It’s an early Christmas in Tubigon. And it comes in solar-powered lights, reputed to be the first in Asia and of course in Bohol. Three hundred households coming from the municipalities of Tubigon, Inabanga and Clarin are the recipients of a brand new Mandarin, a low cost, solar-powered Light Emitting Diode (LED) light. The turn-over ceremony of such lights was held at the Tubigon Cultural Center on October 17. Present during the ceremony were the Executive Assistant to the Governor and Deputy Governor Isabelito Tongco, Tubigon Mayor William Jao with Vice Mayor Virgilio Fortich, Clarin Mayor Allen Ray Piezas and Inabanga’s Municipal Public Relations Officer Renante Sempron representing Mayor Jose “Jono” Jumamoy who was in Manila for an official business.
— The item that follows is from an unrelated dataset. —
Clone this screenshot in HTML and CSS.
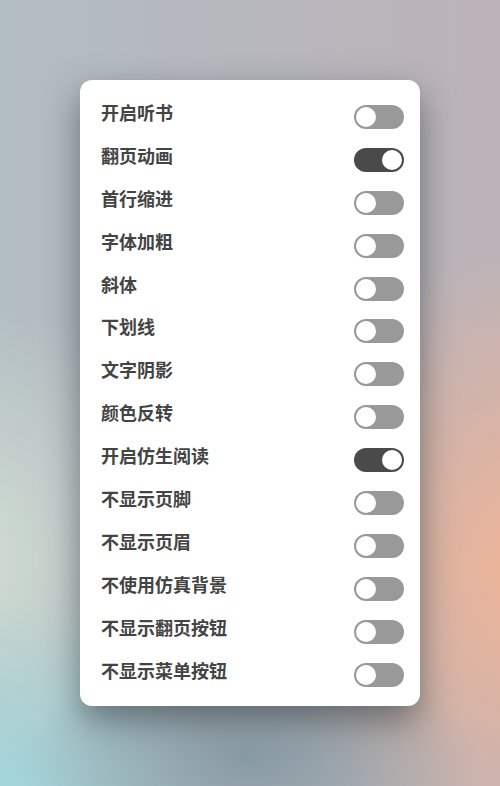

There are 100 beneficiaries from each municipality. Out of the 34 barangays in Tubigon, four were chosen namely; Brgy. Pinayagan Sur, Pinayagan Norte, Tinangnan and Macaas. The field workers from PATH were in close contact and coordination with the barangay chairmen to determine those households which do not have electric access or financial means for connection. PATH Foundation’s Executive Vice President Dr. Joan Castro highlighted in her overview that the project was pioneered in Africa. Bohol is first site in Asia and the Philippines to be the recipient of such lights on a trial basis. Out of the 47 municipalities in Bohol, only five were chosen namely; Tubigon, Clarin, Inabanga, Ubay, and Bien Unido. The Mandarin light is Illumination’s brain child which is designed to meet the needs of indigent families earning less than P 42.00 per day with no access to electricity.
It produces a bright light six times stronger than an ordinary kerosene lamp with illumination strength of 48 lumens compared to a keresone lamp with only eight lumens. All the recipients would have to do are to charge the solar panel for the day and assemble it with the disk in order to use for the night. The expenses allotted to buying kerosene could now be allotted to much more important needs such as food and education for the children. Another benefit from using such lighting is lesser health hazards due to kerosene fume exposure and avoidance of fire hazard due to accidental toppling of the kerosene lamp. As an added benefit, school children won’t have any difficulty studying at night. The project named, “Illuminate and Empower Bohol” is a partnership between PATH Foundation Philippines, Illumination HQ and the selected local governments in Bohol. The beneficiaries would agree to switch from using kerosene lamps to Mandarin lights for the purpose of the study which will evaluate the economic, health, social and environmental benefits of solar LED lighting.